Parish History: Willesden Green 1879 – 1901

On 11th August 1901, before electricity had come to Willesden, Fr. George Cologan, Rector of Our Lady of Willesden, cycled past the farms along Harlesden Lane (now Road) and said what was probably the first Mass ever in Willesden Green at No. 30 Chapter Road (now St. Paul’s Avenue). Here, 20 years earlier, had been open country: for Willesden Green was a mushroom suburb.

Willesden had an unbroken history of agricultural village life from Saxon times; ‘the Green’ in 1879 was a village with a population of 100, some outlying farms, patches of woodland and a few scattered manor houses such as Brondesbury Manor and Roundwood House. Neighbouring Kilburn, Harlesden and Cricklewood, served by earlier railways, were already built up; but when the Metropolitan Railway was extended from Hampstead to Willesden Green in that year, there were almost no buildings along that part of Willesden Lane which is now the High Road, except for the ‘Spotted Dog’ and some cottages facing what had once been a green and is now Gateway Stores and car park.

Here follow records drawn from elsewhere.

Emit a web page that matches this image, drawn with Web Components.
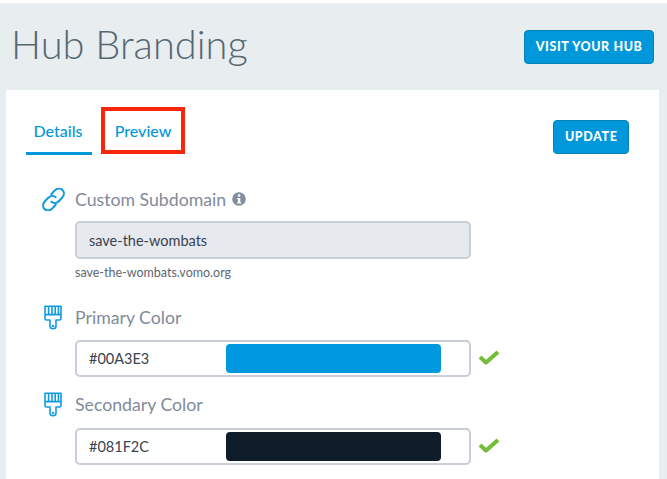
<!DOCTYPE html>
<html>
<head>
<meta charset="utf-8">
<style>
  html, body { margin: 0; height: 100%; overflow: hidden; background: #fff; }
  body { padding-top: 3px; box-sizing: border-box; font-family: Lato, "Liberation Sans", sans-serif; }
</style>
</head>
<body>
<hub-page></hub-page>
<script>
const ICONS = {
  link: `<svg width="23" height="23" viewBox="2.500 2.500 19 19" fill="none" stroke="#0f9be0" stroke-width="1.700" stroke-linecap="round"><path d="M10.200 7.600l2.900-3.100c1.900-2 4.700-2 6.300-.4s1.600 4.400-.3 6.400l-2.800 2.900c-1.800 1.800-4.400 2-6 .5"/><path d="M13.800 16.400l-2.900 3.100c-1.900 2-4.700 2-6.300.4s-1.600-4.400.3-6.400l2.800-2.900c1.800-1.800 4.400-2 6-.5"/></svg>`,
  brush: `<svg width="20" height="25" viewBox="0 0 20 25" fill="none" stroke="#0f9be0" stroke-width="1.600" stroke-linejoin="round"><path d="M2 1.200h16v12.200c0 1-.6 1.600-1.600 1.600H13v6c0 1.600-1.300 2.800-3 2.800s-3-1.200-3-2.800v-6H3.600C2.600 15 2 14.400 2 13.400z"/><path d="M2 9.600h16M5.600 1.500v8M9 1.500v8M12.200 1.500v8M15.400 1.500v8"/><circle cx="10" cy="21" r=".5"/></svg>`,
  check: `<svg width="22" height="16" viewBox="0 0 22 16"><path d="M2 8l6 5.500L20 3" fill="none" stroke="#76bb3c" stroke-width="4.200" stroke-linejoin="round"/></svg>`,
  info: `<svg width="14" height="14" viewBox="0 0 14 14"><circle cx="7" cy="7" r="6.800" fill="#828e9c"/><rect x="5.800" y="2.400" width="2.500" height="2.200" fill="#fff"/><path d="M5 6h3.300v4.200h1v1.300H5v-1.300h1V7.300H5z" fill="#fff"/></svg>`
};

class HubButton extends HTMLElement {
  constructor() {
    super();
    this.attachShadow({ mode: 'open' }).innerHTML = `
    <style>
      :host { display: inline-flex; }
      button {
        height: 34px;
        padding: 0 10.500px 2px;
        box-sizing: border-box;
        background: #0098da;
        border: 1px solid #0480b8;
        border-radius: 4px;
        color: #fff;
        font: 900 12.500px Lato, "Liberation Sans", sans-serif;
        letter-spacing: .6px;
        white-space: nowrap;
      }
    </style>
    <button><slot></slot></button>`;
  }
}
customElements.define('hub-button', HubButton);

class HubField extends HTMLElement {
  constructor() {
    super();
    const icon = this.getAttribute('icon');
    this.attachShadow({ mode: 'open' }).innerHTML = `
    <style>
      :host { display: grid; grid-template-columns: 49px 396px auto; align-items: center; }
      .icon { display: flex; justify-content: center; width: 28px; margin-left: 13px; margin-right: 8px; }
      .label {
        display: flex; align-items: center; gap: 6px;
        grid-column: 2 / 4;
        height: 24px;
        color: #7f8b99;
        font-size: 17.700px;
      }
      .control { grid-column: 2; margin-top: var(--control-gap, 10px); }
      .after { grid-column: 3; margin-top: var(--control-gap, 10px); margin-left: 7px; display: flex; }
    </style>
    <div class="icon">${ICONS[icon]}</div>
    <div class="label"><slot name="label"></slot></div>
    <div class="control"><slot></slot></div>
    <div class="after"><slot name="after"></slot></div>`;
  }
}
customElements.define('hub-field', HubField);

class HubColorInput extends HTMLElement {
  constructor() {
    super();
    const value = this.getAttribute('value');
    const swatch = this.getAttribute('swatch');
    this.attachShadow({ mode: 'open' }).innerHTML = `
    <style>
      :host {
        display: flex; align-items: center;
        height: 37px; box-sizing: border-box;
        padding: 0 28px 0 12px;
        background: #fff;
        border: 2px solid #c9ced8;
        border-radius: 5px;
        color: #39424e;
        font-size: 14.500px;
      }
      span { width: 137px; }
      i { flex: 1; height: 29px; border-radius: 4px; background: ${swatch}; }
    </style>
    <span>${value}</span><i></i>`;
  }
}
customElements.define('hub-color-input', HubColorInput);

class HubTextInput extends HTMLElement {
  constructor() {
    super();
    this.attachShadow({ mode: 'open' }).innerHTML = `
    <style>
      :host {
        display: flex; align-items: center;
        height: 38px; box-sizing: border-box;
        padding: 0 12px;
        background: #e6e9ee;
        border: 2px solid #c9ced8;
        border-radius: 5px;
        color: #39424e;
        font-size: 14.500px;
      }
    </style>
    <slot></slot>`;
  }
}
customElements.define('hub-text-input', HubTextInput);

class HubTabs extends HTMLElement {
  constructor() {
    super();
    this.attachShadow({ mode: 'open' }).innerHTML = `
    <style>
      :host { display: flex; align-items: flex-start; gap: 9px; color: #0098da; font-size: 16px; font-weight: 500; }
      div { box-sizing: border-box; white-space: nowrap; }
      .details { width: 66px; height: 48px; padding: 14px 2px 0 0; text-align: center; border-bottom: 3px solid #0098da; }
      .preview { width: 84px; height: 47px; padding-top: 10px; text-align: center; border: 4px solid #f9260a; }
    </style>
    <div class="details">Details</div>
    <div class="preview">Preview</div>`;
  }
}
customElements.define('hub-tabs', HubTabs);

class HubPage extends HTMLElement {
  constructor() {
    super();
    this.attachShadow({ mode: 'open' }).innerHTML = `
    <style>
      :host { display: block; height: 476px; background: #e8edf0; padding: 0 8px 0 6px; box-sizing: border-box; font-family: Lato, "Liberation Sans", sans-serif; }
      header { display: flex; justify-content: space-between; height: 87px; padding: 0 5px 0 5px; }
      h1 { margin: 17px 0 0; color: #566873; font-size: 39.800px; font-weight: 300; line-height: 47px; }
      header hub-button { margin-top: 27px; }
      main { background: #fff; height: 389px; padding: 17px 30px 0 20px; box-sizing: border-box; overflow: hidden; }
      .top { display: flex; justify-content: space-between; }
      .top hub-button { margin-top: 13px; }
      .fields { margin-top: 32px; }
      .hint { color: #5c6672; font-size: 12.500px; margin: 6px 0 0 49px; height: 15px; line-height: 15px; }
      .gap1 { margin-top: 25px; }
      .gap2 { margin-top: 15px; --control-gap: 11px; }
    </style>
    <header>
      <h1>Hub Branding</h1>
      <hub-button>VISIT YOUR HUB</hub-button>
    </header>
    <main>
      <div class="top">
        <hub-tabs></hub-tabs>
        <hub-button>UPDATE</hub-button>
      </div>
      <div class="fields">
        <hub-field icon="link">
          <span slot="label">Custom Subdomain</span>
          <span slot="label" style="display:flex">${ICONS.info}</span>
          <hub-text-input>save-the-wombats</hub-text-input>
        </hub-field>
        <div class="hint">save-the-wombats.vomo.org</div>
        <hub-field class="gap1" icon="brush">
          <span slot="label">Primary Color</span>
          <hub-color-input value="#00A3E3" swatch="#0099e0"></hub-color-input>
          <span slot="after">${ICONS.check}</span>
        </hub-field>
        <hub-field class="gap2" icon="brush">
          <span slot="label">Secondary Color</span>
          <hub-color-input value="#081F2C" swatch="#0e1d29"></hub-color-input>
          <span slot="after">${ICONS.check}</span>
        </hub-field>
      </div>
    </main>`;
  }
}
customElements.define('hub-page', HubPage);
</script>
</body>
</html>
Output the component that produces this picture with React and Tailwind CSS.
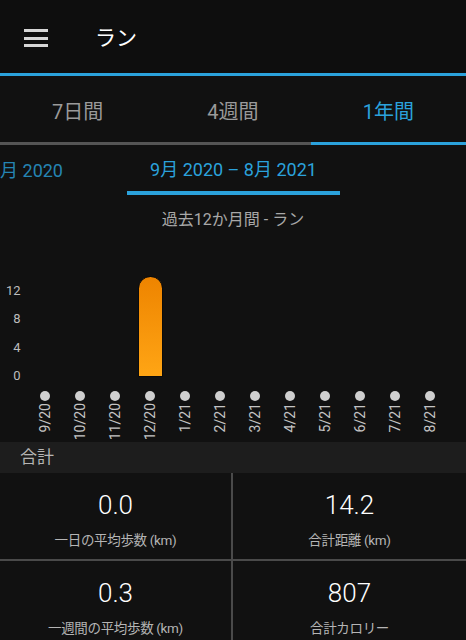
import React from 'react';

const months = ['9/20', '10/20', '11/20', '12/20', '1/21', '2/21', '3/21', '4/21', '5/21', '6/21', '7/21', '8/21'];
const values = [0, 0, 0, 14.2, 0, 0, 0, 0, 0, 0, 0, 0];

const stats = [
  { value: '0.0', label: '一日の平均歩数 (km)' },
  { value: '14.2', label: '合計距離 (km)' },
  { value: '0.3', label: '一週間の平均歩数 (km)' },
  { value: '807', label: '合計カロリー' },
];

const font = { fontFamily: 'Roboto, "Noto Sans CJK JP", sans-serif' };

const App = () => {
  return (
    <div className="w-[466px] h-[640px] overflow-hidden bg-[#111111] text-white" style={font}>
      {/* Top bar */}
      <header className="h-[73px] flex items-center pt-[3px] bg-[#0e0e0e]">
        <button className="ml-6 w-6 h-6 flex flex-col justify-between py-[3px]" aria-label="menu">
          <span className="block h-[3px] w-6 bg-[#d6d6d6]" />
          <span className="block h-[3px] w-6 bg-[#d6d6d6]" />
          <span className="block h-[3px] w-6 bg-[#d6d6d6]" />
        </button>
        <h1 className="ml-[47px] text-[21px] leading-none">ラン</h1>
      </header>
      <div className="h-[3px] bg-[#2ba2dc]" />

      {/* Period tabs */}
      <div className="h-[66px] grid grid-cols-3 pt-[5px] text-[20px]">
        <div className="flex items-center justify-center text-[#9a9a9a]">7日間</div>
        <div className="flex items-center justify-center text-[#9a9a9a]">4週間</div>
        <div className="flex items-center justify-center text-[#2ba2dc]">1年間</div>
      </div>
      <div className="h-[3px] grid grid-cols-3 bg-[#555555]">
        <div />
        <div />
        <div className="bg-[#2ba2dc]" />
      </div>

      {/* Date range carousel */}
      <div className="h-[50px] flex overflow-hidden text-[18px] text-[#2ba2dc]">
        <div className="shrink-0 w-[190px] -ml-[127px] pt-[14px] text-right leading-6 opacity-80 whitespace-nowrap">9月 2019 – 8月 2020</div>
        <div className="shrink-0 w-[213px] ml-[64px] flex flex-col items-center">
          <div className="pt-[13px] leading-6 whitespace-nowrap">9月 2020 – 8月 2021</div>
          <div className="mt-[9px] h-[4px] w-full bg-[#2ba2dc]" />
        </div>
      </div>

      <div className="h-[81px] pt-[15px] text-center text-[16px] leading-5 text-[#a8a8a8]">過去12か月間 - ラン</div>

      {/* Chart */}
      <div className="h-[166px] flex overflow-hidden">
        <div className="w-[27.5px] shrink-0 flex flex-col">
          {['12', '8', '4', '0'].map((t) => (
            <div key={t} className="h-[28.5px] flex items-center justify-end pr-[7px] text-[13px] text-[#bdbdbd]">{t}</div>
          ))}
        </div>
        {months.map((m, i) => (
          <div key={m} className="w-[35px] shrink-0 flex flex-col items-center">
            <div className="h-[101px] w-full flex items-end justify-center">
              {values[i] > 0 && (
                <div
                  className="w-[25px] rounded-t-full border border-[#0a0a0a] bg-gradient-to-b from-[#ee8400] to-[#ffa514]"
                  style={{ height: `${(values[i] / 14.2) * 101}px` }}
                />
              )}
            </div>
            <div className="mt-[14px] w-[10px] h-[10px] rounded-full bg-[#cfcfcf]" />
            <div className="mt-[2px] [writing-mode:vertical-rl] rotate-180 text-[14px] leading-none text-[#c4c4c4] whitespace-nowrap">{m}</div>
          </div>
        ))}
      </div>

      {/* Totals */}
      <div className="h-[31px] bg-[#1d1d1d] flex items-center pl-5 text-[17px] text-[#b5b5b5]">合計</div>
      <div className="grid grid-cols-2">
        {stats.map((s, i) => (
          <div
            key={s.label}
            className={`h-[88px] flex flex-col items-center ${i % 2 === 0 ? 'border-r-[2px] border-[#4a4a4a]' : ''} ${i < 2 ? 'border-b-[2px] border-b-[#4a4a4a]' : ''}`}
          >
            <div className="mt-[17px] text-[26px] leading-[30px] font-light text-white">{s.value}</div>
            <div className="mt-[10px] text-[13.5px] leading-5 text-[#b5b5b5] tracking-tight">{s.label}</div>
          </div>
        ))}
      </div>
    </div>
  );
};

export default App;
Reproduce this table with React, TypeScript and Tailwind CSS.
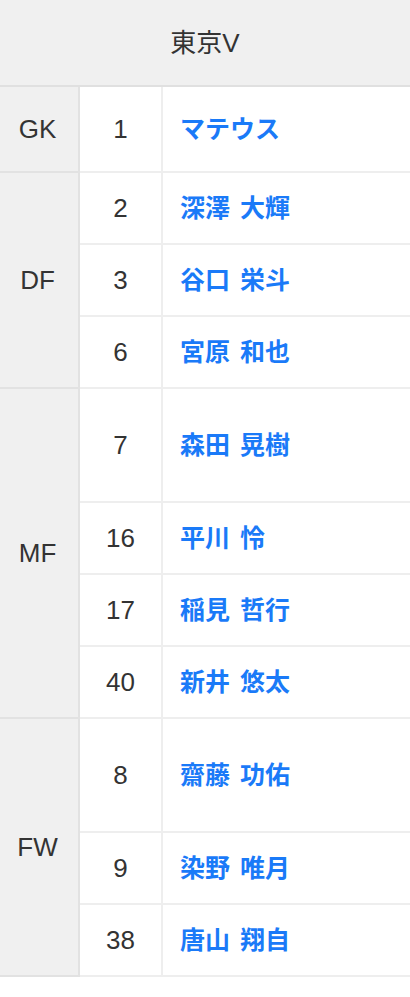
import React from "react";

type Player = { no: string; name: string; h: string };
type Group = { pos: string; players: Player[] };

const groups: Group[] = [
  { pos: "GK", players: [{ no: "1", name: "マテウス", h: "h-[84px]" }] },
  {
    pos: "DF",
    players: [
      { no: "2", name: "深澤 大輝", h: "h-[70px]" },
      { no: "3", name: "谷口 栄斗", h: "h-[70px]" },
      { no: "6", name: "宮原 和也", h: "h-[70px]" },
    ],
  },
  {
    pos: "MF",
    players: [
      { no: "7", name: "森田 晃樹", h: "h-[112px]" },
      { no: "16", name: "平川 怜", h: "h-[70px]" },
      { no: "17", name: "稲見 哲行", h: "h-[70px]" },
      { no: "40", name: "新井 悠太", h: "h-[70px]" },
    ],
  },
  {
    pos: "FW",
    players: [
      { no: "8", name: "齋藤 功佑", h: "h-[112px]" },
      { no: "9", name: "染野 唯月", h: "h-[70px]" },
      { no: "38", name: "唐山 翔自", h: "h-[70px]" },
    ],
  },
];

export default function App() {
  return (
    <div
      className="w-[410px] bg-white text-[#333] text-[26px]"
      style={{ fontFamily: '"Liberation Sans", "Noto Sans CJK JP", sans-serif' }}
    >
      <div className="h-[87px] bg-[#f0f0f0] border-b-2 border-[#e0e0e0] flex items-center justify-center">
        <span className="leading-none">東京V</span>
      </div>
      {groups.map((g) => (
        <div key={g.pos} className="flex">
          <div className="w-[80px] shrink-0 bg-[#f0f0f0] border-r-2 border-b-2 border-[#e2e2e2] flex items-center justify-center pr-[3px]">
            <span className="leading-none">{g.pos}</span>
          </div>
          <div className="flex-1 flex flex-col">
            {g.players.map((p) => (
              <div key={p.no} className="flex border-b-2 border-[#eeeeee]">
                <div className={`w-[83px] shrink-0 border-r-2 border-[#eeeeee] flex items-center justify-center ${p.h}`}>
                  <span className="leading-none">{p.no}</span>
                </div>
                <div className="flex-1 flex items-center pl-[17px]">
                  <span className="leading-none text-[25px] font-bold text-[#1a7af8] [word-spacing:3px]">{p.name}</span>
                </div>
              </div>
            ))}
          </div>
        </div>
      ))}
    </div>
  );
}
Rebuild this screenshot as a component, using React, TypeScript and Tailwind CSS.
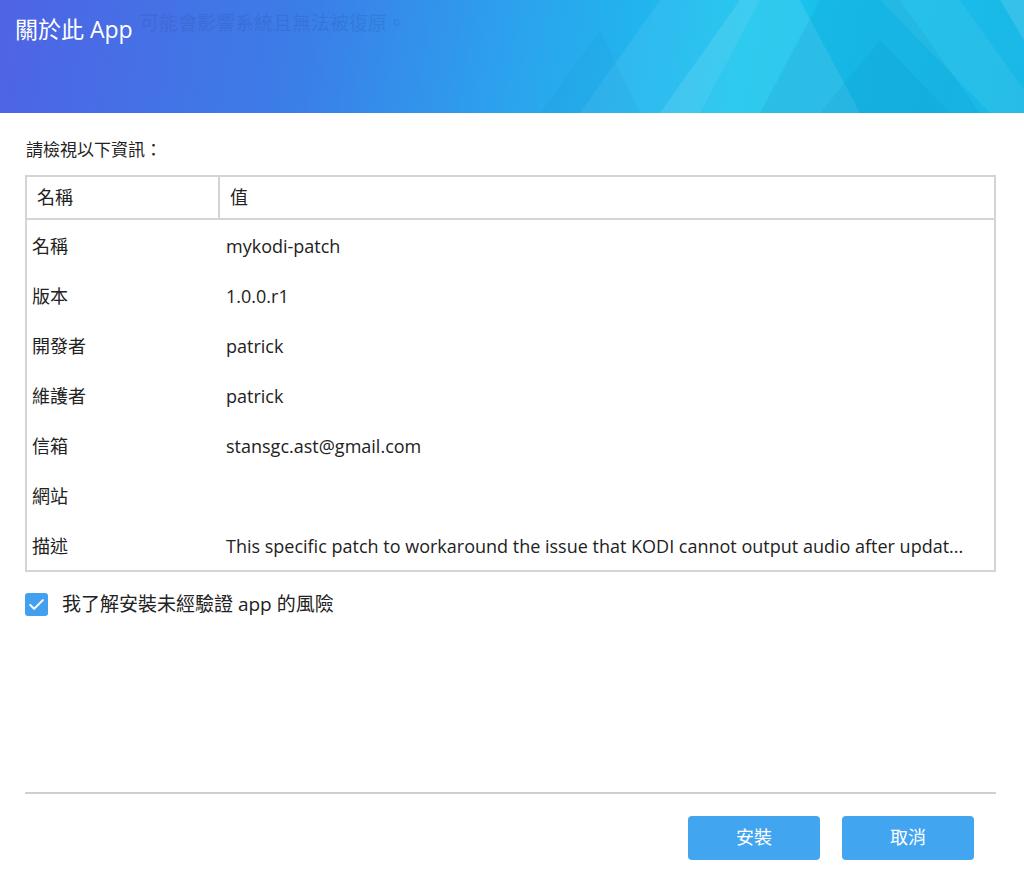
import React from 'react';

const rows: [string, string][] = [
  ['名稱', 'mykodi-patch'],
  ['版本', '1.0.0.r1'],
  ['開發者', 'patrick'],
  ['維護者', 'patrick'],
  ['信箱', 'stansgc.ast@gmail.com'],
  ['網站', ''],
  ['描述', 'This specific patch to workaround the issue that KODI cannot output audio after updat...'],
];

const font = { fontFamily: '"Open Sans", "Noto Sans CJK TC", sans-serif' };

const Header: React.FC = () => (
  <div className="relative h-[113px] overflow-hidden bg-[linear-gradient(100deg,#4f63e4_0%,#3b7ee8_30%,#2aa6ee_52%,#18c4ee_72%,#1ab8e6_100%)]">
    <svg className="absolute inset-0 h-full w-full" viewBox="0 0 1024 113" preserveAspectRatio="none">
      <polygon points="580,113 660,0 760,0 700,113" fill="#ffffff" opacity="0.07" />
      <polygon points="660,113 740,0 800,0 860,113" fill="#ffffff" opacity="0.1" />
      <polygon points="760,113 820,0 900,0 980,113" fill="#0a7fb8" opacity="0.12" />
      <polygon points="820,113 880,40 950,113" fill="#0a7fb8" opacity="0.1" />
      <polygon points="880,0 960,0 1024,90 1024,113 990,113" fill="#ffffff" opacity="0.06" />
      <polygon points="540,113 600,30 640,113" fill="#0a7fb8" opacity="0.08" />
      <polygon points="1000,0 1024,0 1024,40" fill="#ffffff" opacity="0.12" />
    </svg>
    <div className="absolute left-[140px] top-[9px] whitespace-nowrap text-[19px] text-[#1e3a8a] opacity-15">
      可能會影響系統且無法被復原。
    </div>
    <div className="relative pl-[15px] pt-[12px] text-[23px] text-white">關於此 App</div>
  </div>
);

export default function App() {
  return (
    <div className="h-[875px] w-[1024px] bg-white text-[#222]" style={font}>
      <Header />
      <div className="pl-[25px] pr-[28px]">
        <div className="mt-[25px] pl-[1px] text-[17px] leading-[24px]">請檢視以下資訊：</div>
        <div className="mt-[13px] border-2 border-[#d4d4d4]">
          <div className="flex h-[43px] items-center border-b-2 border-[#d4d4d4] text-[18px]">
            <div className="flex h-full w-[193px] items-center border-r-2 border-[#d4d4d4] pl-[10px]">名稱</div>
            <div className="pl-[10px]">值</div>
          </div>
          {rows.map(([k, v]) => (
            <div key={k} className="flex h-[50px] items-center pt-[3px] text-[18px]">
              <div className="w-[199px] shrink-0 pl-[5px]">{k}</div>
              <div className="min-w-0 flex-1 whitespace-nowrap">{v}</div>
            </div>
          ))}
        </div>
        <div className="mt-[18px] flex items-center">
          <div className="flex h-[23px] w-[23px] items-center justify-center rounded-[3px] bg-[#42a0ee]">
            <svg viewBox="0 0 24 24" className="h-[19px] w-[19px]" fill="none" stroke="white" strokeWidth={2.6} strokeLinecap="round" strokeLinejoin="round">
              <path d="M4 12.5l5 5L20 6.5" />
            </svg>
          </div>
          <span className="ml-[14px] text-[19px]">我了解安裝未經驗證 app 的風險</span>
        </div>
        <div className="mt-[173px] h-[2px] bg-[#cfcfcf]" />
        <div className="mt-[22px] flex justify-end gap-[22px] pr-[22px]">
          <button className="h-[44px] w-[132px] rounded-[4px] bg-[#42a5f0] text-[18px] text-white">安裝</button>
          <button className="h-[44px] w-[132px] rounded-[4px] bg-[#42a5f0] text-[18px] text-white">取消</button>
        </div>
      </div>
    </div>
  );
}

The frequent services of steam trains to and from the City changed everything: ‘genteel villas’ appeared around Christchurch (built 1866), along the south side of Willesden Lane and in Heathfield Park; elsewhere, for Willesden was outside the range of Metropolitan building regulations, speculators began erecting crowded rows of small houses. The farms belonged almost entirely to St. Paul’s Cathedral, an association recalled by Dean Road and Chapter Road. The land was sold to developers and by the time of the Ordnance Survey, 1893, the houses along the upper end of Chapter Road, Dean Road,

Poplars Avenue, Lechmere and Huddlestone Roads, Villiers Road and Chaplin Road had been built and the High Road was a shopping centre. Between 1890 and 1900 some 50,000 people moved into Willesden, now emerging as a factory area! But there were still open spaces left in Willesden Green: in the triangular area between Walm Lane, Cricklewood Broadway and Kilburn & Brondesbury Station there was almost no housing, only the railway, cutting across country; while Willesden Library and the western end of Brondesbury Park did not exist; west of the Manor House (now Manor House Drive) there was continuous open ground all the way to the Crownhill Road Convent.